Sauerbraten short ribs

Photograph by Jeremy Kramer

Bauer Farm Kitchen’s heart is clearly with its lovingly transformed meats—you can even order an entire pig’s head if you give them three days notice (I didn’t). The menu’s one vegan small plate, though, the ratatouille, is a surprising standout. Everything that makes Jackson Rouse’s cooking special is packed into this peasant dish of seasonal vegetables. Fresh, commonplace ingredients—eggplants, peppers, garlic, basil—and little attempt at needless reinvention. The eggplant and peppers are delicately charred, which keeps them from exuding too much water, and the basil is infused into an oil and sprinkled on the dish with a fennel confit. And they don’t skimp on the garlic.

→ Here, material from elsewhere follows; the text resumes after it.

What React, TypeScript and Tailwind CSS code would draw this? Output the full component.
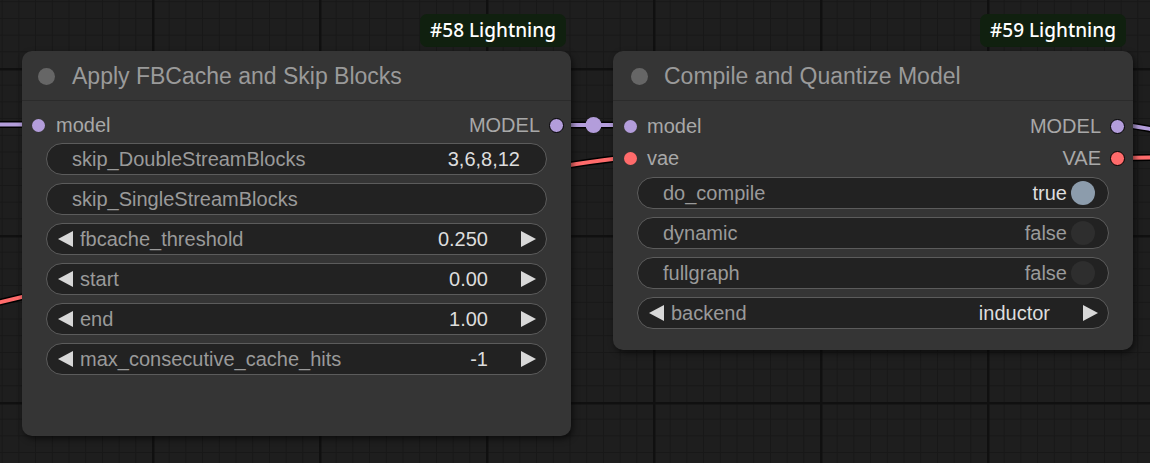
import React from "react";

const F = { fontFamily: "'Liberation Sans', Arial, sans-serif" };

function LeftArrow() {
  return (
    <svg width="16" height="16" viewBox="0 0 16 16" className="shrink-0">
      <polygon points="15,0 15,16 0,8" fill="#d8d8d8" />
    </svg>
  );
}
function RightArrow() {
  return (
    <svg width="16" height="16" viewBox="0 0 16 16" className="shrink-0">
      <polygon points="1,0 1,16 16,8" fill="#d8d8d8" />
    </svg>
  );
}

function TextWidget({ label, value }: { label: string; value?: string }) {
  return (
    <div className="h-[32px] rounded-full border border-[#5c5c5c] bg-[#222222] flex items-center pl-[25px] pr-[26px] text-[20px]">
      <span className="text-[#9a9a9a]">{label}</span>
      <span className="ml-auto text-[#dddddd]">{value}</span>
    </div>
  );
}

function NumberWidget({ label, value }: { label: string; value: string }) {
  return (
    <div className="h-[32px] rounded-full border border-[#5c5c5c] bg-[#222222] flex items-center pl-[11px] pr-[10px] text-[20px]">
      <LeftArrow />
      <span className="ml-[6px] text-[#9a9a9a]">{label}</span>
      <span className="ml-auto text-[#dddddd]">{value}</span>
      <span className="ml-[32px] flex">
        <RightArrow />
      </span>
    </div>
  );
}

function ToggleWidget({ label, on }: { label: string; on: boolean }) {
  return (
    <div className="h-[32px] rounded-full border border-[#5c5c5c] bg-[#222222] flex items-center pl-[25px] pr-[13px] text-[20px]">
      <span className="text-[#9a9a9a]">{label}</span>
      <span className={on ? "ml-auto text-[#dddddd]" : "ml-auto text-[#9a9a9a]"}>{on ? "true" : "false"}</span>
      <span className={on ? "ml-[4px] w-[24px] h-[24px] rounded-full bg-[#8c9cac]" : "ml-[4px] w-[24px] h-[24px] rounded-full bg-[#2e2e2e]"} />
    </div>
  );
}

function InDot({ color }: { color: string }) {
  return <span className={"block w-[13px] h-[13px] rounded-full shrink-0 " + color} />;
}
function OutDot({ color }: { color: string }) {
  return <span className={"block w-[15px] h-[15px] rounded-full shrink-0 border-[1.5px] border-black " + color} />;
}

function Badge({ text }: { text: string }) {
  return (
    <div
      className="h-[33px] px-[10px] rounded-[7px] bg-[#10200f] text-white text-[19px] font-medium flex items-center"
      style={{ fontFamily: "'Noto Sans', 'Open Sans', sans-serif" }}
    >
      {text}
    </div>
  );
}

function Canvas() {
  const small: number[] = [];
  for (let i = 0; i < 10; i++) small.push(i * 16.7);
  return (
    <svg className="absolute inset-0" width="1150" height="463">
      <defs>
        <pattern id="grid" x="152" y="68" width="167" height="167" patternUnits="userSpaceOnUse">
          <rect width="167" height="167" fill="#1e1e1e" />
          {small.map((p) => (
            <g key={p}>
              <line x1={p + 0.5} y1="0" x2={p + 0.5} y2="167" stroke="#171717" strokeWidth="1" />
              <line x1="0" y1={p + 0.5} x2="167" y2={p + 0.5} stroke="#171717" strokeWidth="1" />
            </g>
          ))}
          <line x1="1" y1="0" x2="1" y2="167" stroke="#101010" strokeWidth="3" />
          <line x1="0" y1="1" x2="167" y2="1" stroke="#101010" strokeWidth="3" />
        </pattern>
      </defs>
      <rect width="1150" height="463" fill="url(#grid)" />
      <path d="M -100 325 C 200 260, 450 175, 630 157" fill="none" stroke="#000" strokeWidth="7" />
      <path d="M -100 325 C 200 260, 450 175, 630 157" fill="none" stroke="#ff6b6b" strokeWidth="4" />
      <path d="M -20 124.5 L 38 124.5" fill="none" stroke="#000" strokeWidth="7" />
      <path d="M -20 124.5 L 38 124.5" fill="none" stroke="#b39ddb" strokeWidth="4" />
      <path d="M 557 125 L 630 125" fill="none" stroke="#000" strokeWidth="7" />
      <path d="M 557 125 L 630 125" fill="none" stroke="#b39ddb" strokeWidth="4" />
      <circle cx="593.5" cy="125" r="8" fill="#b39ddb" />
      <path d="M 1118 125 C 1140 125, 1150 131, 1180 133" fill="none" stroke="#000" strokeWidth="7" />
      <path d="M 1118 125 C 1140 125, 1150 131, 1180 133" fill="none" stroke="#b39ddb" strokeWidth="4" />
      <path d="M 1118 158 L 1180 157" fill="none" stroke="#000" strokeWidth="7" />
      <path d="M 1118 158 L 1180 157" fill="none" stroke="#ff6b6b" strokeWidth="4" />
    </svg>
  );
}

export default function App() {
  return (
    <div className="relative w-[1150px] h-[463px] overflow-hidden bg-[#1e1e1e]" style={F}>
      <Canvas />

      <div className="absolute left-[420px] top-[14px]">
        <Badge text="#58 Lightning" />
      </div>
      <div className="absolute left-[22px] top-[51px] w-[549px] h-[385px] rounded-[10px] bg-[#353535] shadow-[2px_3px_6px_rgba(0,0,0,0.55)] flex flex-col">
        <div className="h-[50px] shrink-0 flex items-center pl-[16px] pt-[1px] border-b border-[#2b2b2b]">
          <span className="block w-[17px] h-[17px] rounded-full bg-[#666666]" />
          <span className="ml-[17px] text-[23px] text-[#9a9a9a]">Apply FBCache and Skip Blocks</span>
        </div>
        <div className="pt-[8px] flex flex-col">
          <div className="h-[32px] flex items-center text-[20px] pl-[10px] pr-[7px]">
            <InDot color="bg-[#b39ddb]" />
            <span className="ml-[11px] text-[#a8a8a8]">model</span>
            <span className="ml-auto text-[#a8a8a8]">MODEL</span>
            <span className="ml-[9px] flex">
              <OutDot color="bg-[#b39ddb]" />
            </span>
          </div>
          <div className="mt-[2px] px-[24px] flex flex-col gap-[8px]">
            <TextWidget label="skip_DoubleStreamBlocks" value="3,6,8,12" />
            <TextWidget label="skip_SingleStreamBlocks" />
            <NumberWidget label="fbcache_threshold" value="0.250" />
            <NumberWidget label="start" value="0.00" />
            <NumberWidget label="end" value="1.00" />
            <NumberWidget label="max_consecutive_cache_hits" value="-1" />
          </div>
        </div>
      </div>

      <div className="absolute left-[980px] top-[14px]">
        <Badge text="#59 Lightning" />
      </div>
      <div className="absolute left-[613px] top-[51px] w-[520px] h-[299px] rounded-[10px] bg-[#353535] shadow-[2px_3px_6px_rgba(0,0,0,0.55)] flex flex-col">
        <div className="h-[50px] shrink-0 flex items-center pl-[18px] pt-[1px] border-b border-[#2b2b2b]">
          <span className="block w-[17px] h-[17px] rounded-full bg-[#666666]" />
          <span className="ml-[16px] text-[23px] text-[#9a9a9a]">Compile and Quantize Model</span>
        </div>
        <div className="pt-[9px] flex flex-col">
          <div className="h-[32px] flex items-center text-[20px] pl-[11px] pr-[8px]">
            <InDot color="bg-[#b39ddb]" />
            <span className="ml-[10px] text-[#a8a8a8]">model</span>
            <span className="ml-auto text-[#a8a8a8]">MODEL</span>
            <span className="ml-[9px] flex">
              <OutDot color="bg-[#b39ddb]" />
            </span>
          </div>
          <div className="h-[32px] flex items-center text-[20px] pl-[11px] pr-[8px]">
            <InDot color="bg-[#ff6b6b]" />
            <span className="ml-[10px] text-[#a8a8a8]">vae</span>
            <span className="ml-auto text-[#a8a8a8]">VAE</span>
            <span className="ml-[9px] flex">
              <OutDot color="bg-[#ff6b6b]" />
            </span>
          </div>
          <div className="mt-[3px] px-[24px] flex flex-col gap-[8px]">
            <ToggleWidget label="do_compile" on={true} />
            <ToggleWidget label="dynamic" on={false} />
            <ToggleWidget label="fullgraph" on={false} />
            <div className="h-[32px] rounded-full border border-[#5c5c5c] bg-[#222222] flex items-center pl-[11px] pr-[10px] text-[20px]">
              <LeftArrow />
              <span className="ml-[6px] text-[#9a9a9a]">backend</span>
              <span className="ml-auto text-[#dddddd]">inductor</span>
              <span className="ml-[32px] flex">
                <RightArrow />
              </span>
            </div>
          </div>
        </div>
      </div>
    </div>
  );
}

Ratatouille with wood-grilled eggplant and smoked tomato

Photograph by Jeremy Kramer

Every bit of the ratatouille was gone before we touched the other plates. Even in good restaurants, it is rare to feel not just pleasantly full, but truly nourished. It was a reminder that great food comes not just out of the creativity of a single chef, or even a culinary tradition, but finally out of the land itself. When a dish like this works, it speaks not just to the palate but to the whole person, and shows why farm-to-table is always worth doing. Something special is happening at this restaurant and not enough people know about it yet. On the nights we ate there—a Friday and a Saturday—it was only about half full. In the distinctiveness of its vision and the care with which it is executed, Bauer Farm Kitchen is a triumph. It deserves a visit, and to become a fixture in a city where good German food is unaccountably hard to find.


FYI

Bauer Farm Kitchen, 435 Elm St., downtown, (513) 621-8555, bauercincinnati.com

Hours: Dinner Tues–Thursday 5:30–9:30 pm, Fri & Sat 5:30–10

Prices: $6 (zwiebelsuppe, onion soup)–$34 (sauerbraten short ribs)

Credit Cards: All major


The Takeaway
Fills a yawning gap in the city’s culinary landscape, and does so deliciously.